It’s amazing how little Donald Trump has changed since he became president, even though his victory was a squeaker in which he lost the popular vote by 3 million votes.
Any other president would have seen a need to soften his blunt and bullying style and make his agenda more likable. Not Trump. A small minority of Republicans finds him annoying or offensive, but he’s done nothing to mollify their concerns. They’re an important bloc: women, suburbanites, squishy Republicans, independents, Never Trump diehards. They appeared to be more hostile to Trump in the 2018 midterm elections when he wasn’t on the ballot than in the 2016 election when he was.
Trump specializes in tactics that alienate his targets, such as the media. Wooing them to get favorable coverage is the furthest thing from his mind. He refers to them as enemies of the people that produce “fake news,” a term Trump has popularized. They specialize in criticizing him relentlessly.

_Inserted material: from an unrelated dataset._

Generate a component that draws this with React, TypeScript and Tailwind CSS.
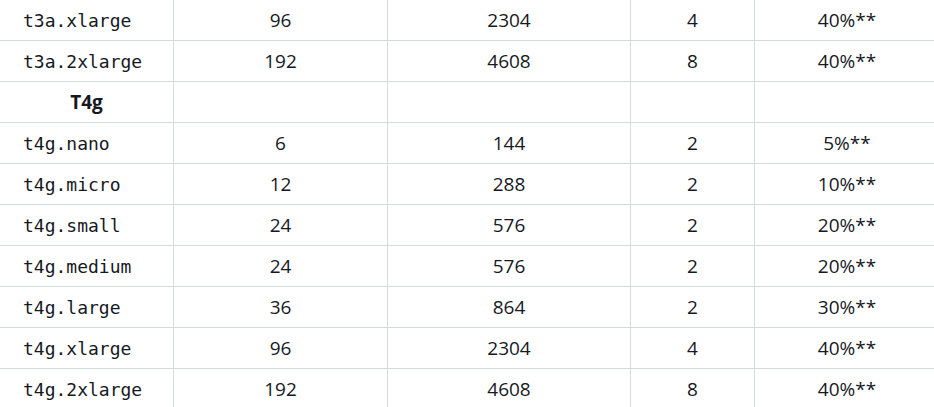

For Trump, the tweet is a tool of attack. He refuses to stop, though Senate Majority Leader Mitch McConnell has advised him to, and actor Clint Eastwood told the Wall Street Journal that Trump should act “in a more genteel way, without tweeting and calling people names.”
He refuses to recognize sacred cows. And politicians are supposed to be diplomatic in picking their prey. Trump isn’t. He tweeted that liberal Supreme Court judges Ruth Bader Ginsburg and Sonia Sotomayor are biased and should recuse themselves from cases involving him and his administration. Practically nothing is off-limits to Trump.
His harsh personal attacks have a political cost. “What he misses are opportunities to enlarge his base,” says Fox News commentator Brit Hume. He pushes away irritated voters.
It’s not that Trump is indifferent to his political base. On the contrary, it’s his No. 1 priority. He’s continued the rallies that were the heart of the 2016 campaign. They were a love affair between a candidate and his most ardent supporters. Journalists have likened this relationship to that between Democrat Bernie Sanders and his fans. But it’s not. There’s a difference between a binding tie and an ideological attachment.
Rallies are a regular feature of his presidency. “He feeds his base once a week,” says Scott Reed, the political director at the U.S. Chamber of Commerce. “He knows this is part of his thing.” At the rallies, he renews his vow to disrupt Washington and tells his audience how the shake-up is going.
Republicans became the Trump party in two steps. First came his identification with their hopes and ideas. The second was his follow-through: confirmation of conservative Supreme Court justices and appeals court judges, moving the American Embassy in Israel to Jerusalem, withdrawing from the Iran nuclear deal and the environmental treaty of Paris. The list is long.
Two Trump decisions were surprises. He ordered the killing of Qassem Soleimani, the Iranian terrorist chief. Iran retaliated by rocketing an American base in Iraq without killing anyone. Iran had blinked. More significant, Reed says, was Trump’s signal he would “not get us in a war.”
Back in Washington, the 47th annual anti-abortion march had a new participant, the president. “It is my profound honor to be the first president in history to attend the March for Life,” he said in a 13-minute speech. We’re here for a very simple reason: to defend the right of every child, born and unborn, to fulfill their God-given potential.” Trump is the most pro-life president in history.
Does all this make Trump likely to win reelection in November? Probably. But the coronavirus looms, and we don’t know its impact on the country. Things in America may change, but Trump won’t.
“Hell, no, he’s never going to change,” says Steve Moore, who, along with Larry Kudlow, put together Trump’s 2017 tax cut. Moore points out that he’s not going to renege on his promises either. “I call him the check-the-box president,” Moore says. “He’s done all the things he said he would.”
Fred Barnes is a Washington Examiner senior columnist.